I stopped taking The Pill in April of 2006. When I still wasn't pregnant in April of 2008 (and was 6 months post-op from my Chiari surgery) I decided it was time to get things checked out. We did some testing, found the issues were "something' with me, but "unexplained" nonetheless. We tried a few months of Clomid, before we went to a wonderful Reproductive Endocrinologist for further testing and treatment. We did 2 rounds of IUI, and a fresh and frozen cycle of IVF, before we had just enough insurance coverage and funds to pay for one last (fresh) IVF cycle. In other words, it was now or never time.
For some reason, I approached the last round differently than I had the first two. I let everyone know what we were doing (just didn't post it on here) and wanted all of the happy, sticky thoughts we could get. I spent Easter at home in bed resting and took extra time off work. I knew that it would be the last round one way or the other, and did everything I could to improve our chances. I didn't want to look back and wish that I'd stayed in bed just one more day.
We were due to have the big blood test on the 28th, and Striker was out of town the 25th-27th, so I was supposed to be "good" and just wait for the blood test since we'd already spent a small fortune on home pregnancy tests over the years. He was boarding the plane for his trip when I cheated. The first 5 million times I'd hoped I was pregnant, I had all sorts of cute ways planned to tell him. The first time we did IVF, I had a cute way planned to tell our family. When I actually had a postive test? I sent him a BlackBerry Message. I didn't even call, but at that point I thought he might have wanted to keep the news a secret until the blood test results and didn't want him to have to explain the call. (Clearly I wasn't thinking logically and was overwhelmed with joy...as was he when he found out). Completely not the way I thought it would happen, but then again our road to get that positive test wasn't the one I'd planned either.
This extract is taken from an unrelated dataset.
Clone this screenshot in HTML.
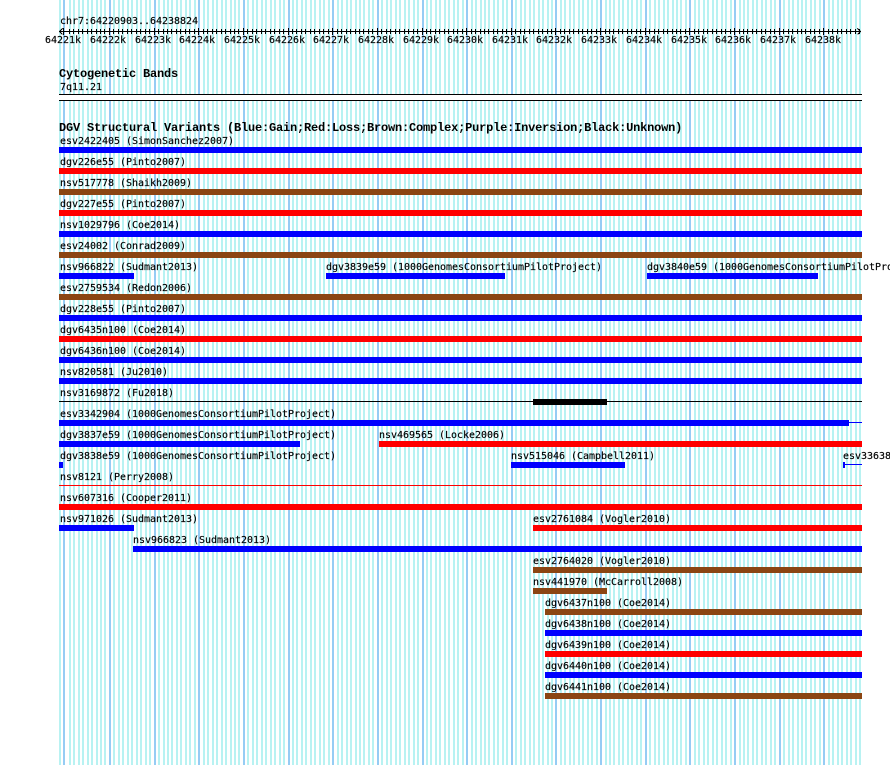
<!DOCTYPE html>
<html>
<head>
<meta charset="utf-8">
<style>
html,body{margin:0;padding:0;background:#fff;width:890px;height:765px;overflow:hidden}
svg{display:block;position:absolute;left:0;top:0}
text{font-family:"DejaVu Sans Mono","Liberation Mono",monospace;font-size:10px;letter-spacing:-0.02px;fill:#000;stroke:#000;stroke-width:.15px;white-space:pre}
text.b{font-family:"Liberation Mono",monospace;font-weight:bold;font-size:12px;letter-spacing:-0.2px;stroke:none}
</style>
</head>
<body>
<svg id="s" xmlns="http://www.w3.org/2000/svg" width="890" height="765" viewBox="0 0 890 765" shape-rendering="crispEdges">
<g id="grid"></g>
<rect x="59" y="94" width="803" height="7" fill="#fff"/>
<rect x="59" y="94" width="803" height="1" fill="#000"/>
<rect x="59" y="100" width="803" height="1" fill="#000"/>

<rect x="59" y="31" width="802" height="1" fill="#000"/>
<g id="ticks"></g>
<path d="M62.5 28.5L59.5 31.5L62.5 34.5M857.5 28.5L860.5 31.5L857.5 34.5" fill="none" stroke="#000" stroke-width="1"/>

<text x="60" y="24">chr7:64220903..64238824</text>
<text x="45" y="43">64221k</text><text x="90" y="43">64222k</text><text x="135" y="43">64223k</text><text x="179" y="43">64224k</text><text x="224" y="43">64225k</text><text x="269" y="43">64226k</text><text x="313" y="43">64227k</text><text x="358" y="43">64228k</text><text x="403" y="43">64229k</text><text x="447" y="43">64230k</text><text x="492" y="43">64231k</text><text x="536" y="43">64232k</text><text x="581" y="43">64233k</text><text x="626" y="43">64234k</text><text x="671" y="43">64235k</text><text x="715" y="43">64236k</text><text x="760" y="43">64237k</text><text x="805" y="43">64238k</text>

<text class="b" x="59" y="77">Cytogenetic Bands</text>
<text x="60" y="90">7q11.21</text>
<text class="b" x="59" y="131">DGV Structural Variants (Blue:Gain;Red:Loss;Brown:Complex;Purple:Inversion;Black:Unknown)</text>

<g fill="#0000ff">
<rect x="59" y="147" width="803" height="6"/>
<rect x="59" y="231" width="803" height="6"/>
<rect x="59" y="273" width="75" height="6"/>
<rect x="326" y="273" width="179" height="6"/>
<rect x="647" y="273" width="171" height="6"/>
<rect x="59" y="315" width="803" height="6"/>
<rect x="59" y="357" width="803" height="6"/>
<rect x="59" y="378" width="803" height="6"/>
<rect x="59" y="420" width="790" height="6"/>
<rect x="849" y="422" width="13" height="1"/>
<rect x="59" y="441" width="241" height="6"/>
<rect x="59" y="462" width="4" height="6"/>
<rect x="511" y="462" width="114" height="6"/>
<rect x="843" y="462" width="2" height="6"/>
<rect x="845" y="464" width="17" height="1"/>
<rect x="59" y="525" width="75" height="6"/>
<rect x="133" y="546" width="729" height="6"/>
<rect x="545" y="630" width="317" height="6"/>
<rect x="545" y="672" width="317" height="6"/>
</g>
<g fill="#ff0000">
<rect x="59" y="168" width="803" height="6"/>
<rect x="59" y="210" width="803" height="6"/>
<rect x="59" y="336" width="803" height="6"/>
<rect x="379" y="441" width="483" height="6"/>
<rect x="59" y="485" width="803" height="1"/>
<rect x="59" y="504" width="803" height="6"/>
<rect x="533" y="525" width="329" height="6"/>
<rect x="545" y="651" width="317" height="6"/>
</g>
<g fill="#8b4513">
<rect x="59" y="189" width="803" height="6"/>
<rect x="59" y="252" width="803" height="6"/>
<rect x="59" y="294" width="803" height="6"/>
<rect x="533" y="567" width="329" height="6"/>
<rect x="533" y="588" width="74" height="6"/>
<rect x="545" y="609" width="317" height="6"/>
<rect x="545" y="693" width="317" height="6"/>
</g>
<g fill="#000">
<rect x="59" y="401" width="803" height="1"/>
<rect x="533" y="399" width="74" height="6"/>
</g>

<text x="60" y="144">esv2422405 (SimonSanchez2007)</text>
<text x="60" y="165">dgv226e55 (Pinto2007)</text>
<text x="60" y="186">nsv517778 (Shaikh2009)</text>
<text x="60" y="207">dgv227e55 (Pinto2007)</text>
<text x="60" y="228">nsv1029796 (Coe2014)</text>
<text x="60" y="249">esv24002 (Conrad2009)</text>
<text x="60" y="270">nsv966822 (Sudmant2013)</text>
<text x="326" y="270">dgv3839e59 (1000GenomesConsortiumPilotProject)</text>
<text x="647" y="270">dgv3840e59 (1000GenomesConsortiumPilotProject)</text>
<text x="60" y="291">esv2759534 (Redon2006)</text>
<text x="60" y="312">dgv228e55 (Pinto2007)</text>
<text x="60" y="333">dgv6435n100 (Coe2014)</text>
<text x="60" y="354">dgv6436n100 (Coe2014)</text>
<text x="60" y="375">nsv820581 (Ju2010)</text>
<text x="60" y="396">nsv3169872 (Fu2018)</text>
<text x="60" y="417">esv3342904 (1000GenomesConsortiumPilotProject)</text>
<text x="60" y="438">dgv3837e59 (1000GenomesConsortiumPilotProject)</text>
<text x="379" y="438">nsv469565 (Locke2006)</text>
<text x="60" y="459">dgv3838e59 (1000GenomesConsortiumPilotProject)</text>
<text x="511" y="459">nsv515046 (Campbell2011)</text>
<text x="843" y="459">esv33638</text>
<text x="60" y="480">nsv8121 (Perry2008)</text>
<text x="60" y="501">nsv607316 (Cooper2011)</text>
<text x="60" y="522">nsv971026 (Sudmant2013)</text>
<text x="533" y="522">esv2761084 (Vogler2010)</text>
<text x="133" y="543">nsv966823 (Sudmant2013)</text>
<text x="533" y="564">esv2764020 (Vogler2010)</text>
<text x="533" y="585">nsv441970 (McCarroll2008)</text>
<text x="545" y="606">dgv6437n100 (Coe2014)</text>
<text x="545" y="627">dgv6438n100 (Coe2014)</text>
<text x="545" y="648">dgv6439n100 (Coe2014)</text>
<text x="545" y="669">dgv6440n100 (Coe2014)</text>
<text x="545" y="690">dgv6441n100 (Coe2014)</text>
</svg>
<script>
(function(){
  var minor='', major='', tm='', tj='';
  minor+='M60 0V765';
  for(var k=0;k<=178;k++){
    var x=Math.round(64.3+4.465*k);
    if(k===0) x=63;
    if(k%10===0){
      major+='M'+(x+1)+' 0V765';
      tj+='M'+(x+.5)+' 28V35';
    }else{
      minor+='M'+(x+1)+' 0V765';
      tm+='M'+(x+.5)+' 29V34';
    }
  }
  var ns='http://www.w3.org/2000/svg';
  function p(parent,d,c,w){var e=document.createElementNS(ns,'path');e.setAttribute('d',d);e.setAttribute('stroke',c);e.setAttribute('stroke-width',w);e.setAttribute('fill','none');document.getElementById(parent).appendChild(e);}
  p('grid',minor,'#b8f2f2',2);
  p('grid',major,'#96ccf4',2);
  p('ticks',tm,'#000',1);
  p('ticks',tj,'#000',1);
})();
</script>
</body>
</html>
Last year Easter was on April 12th, our retrieval was the 9th, and the transfer was the 14th. Since we'd given each round of embryos a seasonal name, they became the Easter Eggs. And THAT is why I love Easter Eggs.
And yes, if I look at the pictures of those eggs for more than a few seconds and think about all that they represent, all the heartbreak, pain, hope, patience, and love, I get teary eyed. Apparently motherhood makes me a crier. I'll take it!
7 comments:
so happy they stuck :)
What a great story, Jenn! So happy for all of you that your Easter Eggs turned into.... Santa's Elves? ;-)
Little boys are so cute!
Joy: shared
Tears: understood
Happy Ending: priceless
This story makes me tear up too. I love these little Easter eggs!
So wonderful!! I'm so happy that they stuck!